Cost = FMV as of April 1, 2001 (father's original cost older than 2001 base date)
Say FMV in 2001 = Rs 25 lakh
Son can use this as cost basis
LTCG = Rs 250 lakh - Rs 25 lakh = Rs 225 lakh
Tax options:
- New rate 12.5%: Rs 28.1 lakh
- Old rate 20% with indexation from 2001: Much higher (indexation less helpful for 25 years)
Choose new rate.
Gift of Property — Tax Treatment
Giving Gift
- No capital gains tax for giver on gifting property to specified relatives (spouse, children, parents, siblings — as per IT Act)
- Gift deed properly executed = clean transfer
Receiving Gift
- Property received from specified relatives = tax-free (as income)
- But capital gains computed when ultimate sale happens — using original cost of original owner
Gift to Non-Relatives
- Property worth above Rs 50,000 = taxable as gift income in hands of receiver
- This is a separate income tax provision (not capital gains)

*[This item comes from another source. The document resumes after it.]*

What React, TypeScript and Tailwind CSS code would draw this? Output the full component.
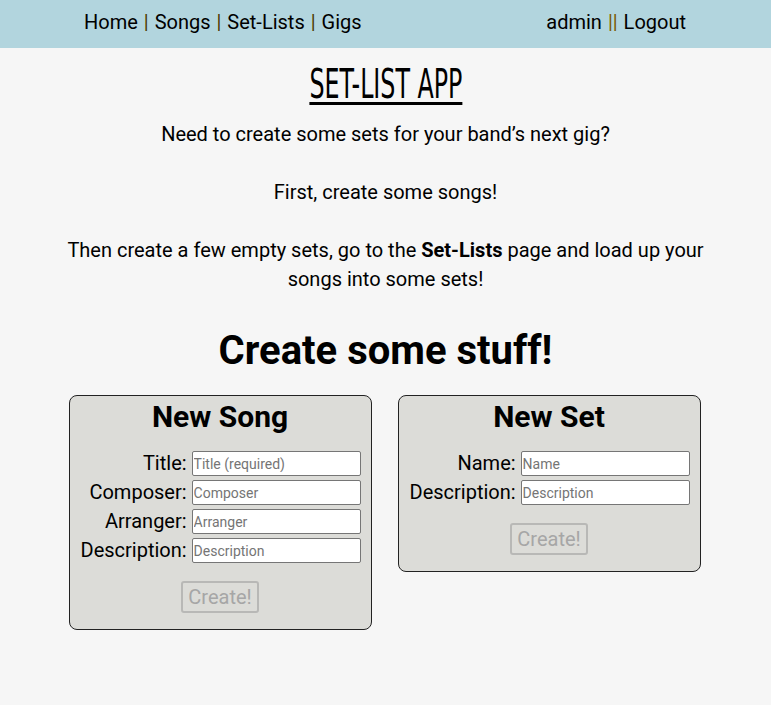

NRI Capital Gains — Different Rules
For Non-Resident Indians selling Indian property:
- Same LTCG/STCG rules apply
- TDS: Buyer must deduct TDS before paying NRI seller
- LTCG: 12.5% + applicable surcharge (5-25% surcharge for higher incomes)
- STCG: 30%
- NRI can claim Section 54 exemption — but new property must be in India
Lower Deduction Certificate: NRI can apply to IT officer for lower TDS if actual tax liability is lower than standard TDS. Important for significant transactions.
Documentation Required for Capital Gains Filing
When filing ITR with capital gains:
- Sale deed copy
- Original purchase deed
- Registration receipts
- Stamp duty/registration payment receipts
- Cost of improvement bills (renovation, extension)
- Transfer expenses (brokerage, legal fees — deductible)
- Section 54 investment proof (new property agreement/registration)
- CGAS account details if applicable
File in ITR 2 or ITR 3 — capital gains cannot be reported in ITR 1 (Sahaj).
Common Mistakes to Avoid
| Mistake | Consequence |
|---|---|
| Not reporting sale in ITR | Notice, penalty, interest on unpaid tax |
| Wrong holding period calculation | STCG vs LTCG wrong rate applied |
| Not using Section 54 when eligible | Avoidable tax paid |
| Missing CGAS deposit deadline | Loss of exemption |
| Not deducting TDS (buyer from NRI) | Buyer becomes liable |
| Cost of improvement not claimed | Higher LTCG than necessary |
| Stamp duty paid not included in cost | Higher LTCG |
Conclusion
Capital gains on property is one of India’s most important personal tax areas — and most poorly understood. Key 2026 takeaways:
- Hold more than 24 months — STCG to LTCG difference is massive
- Budget 2024 change: No indexation, but 12.5% flat. Run old vs new calculation.
- Section 54 is powerful — reinvest in residential property, pay zero tax
- File properly in ITR 2/3 — don’t ignore property transactions
- NRI buyers/sellers — TDS rules important, consult CA before transaction
Ek transaction ka tax planning unplanned rehne se Rs 5-15 lakh ka fark pad sakta hai. Consult a CA before selling — not after.